This also means that live resources survive across well iterations without being stored in state – the APIClient connection pool stays open for the full duration of a run() or run_all() call because it is held by the graph instance, not passed through state.

resource_cache cleared between wells

resource_cache is a mutable dict on QCAgentGraph that stores API responses within a single well. Multiple checks share endpoints: get_bha_list is called by checks 10, 11, 12, 13, 14, and 15, for example. Without caching, each check would make a redundant network call.

The cache is cleared in save_well_results_node via resource_cache.clear() (nodes.py line 1007). This is Non-Negotiable #1: no cross-well data contamination. If the cache were not cleared, BHA data from Well A would be visible during Well B’s check execution. The is not None check pattern is used throughout (not or {}) to distinguish “no cache” from “cache exists but is empty” – the latter would otherwise silently create a new dict and break cache sharing.

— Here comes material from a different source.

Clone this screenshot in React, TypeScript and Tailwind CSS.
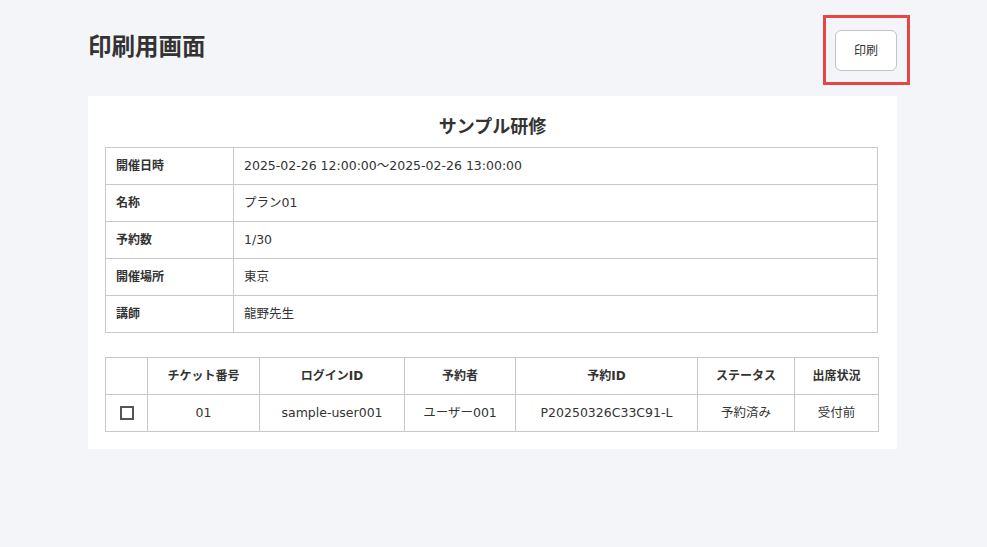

Callback pattern for the well search cache

The full well list from get_well_search() returns 17k+ wells and changes only when rigs are added or removed. Fetching it once per well would be wasteful. But the list cannot be stored in QCAgentState without bloating every state snapshot LangGraph manages.

The solution is a callback: select_well_node accepts an optional well_search_cache: list | None and an on_cache_update callable. On the first well, well_search_cache is None; the node calls get_well_search(), then calls on_cache_update(wells) which sets self._well_search_cache on the graph instance. On subsequent wells, well_search_cache is populated and no network call is needed. The callback pattern keeps the cache storage entirely outside LangGraph state while giving select_well_node a clean, testable interface.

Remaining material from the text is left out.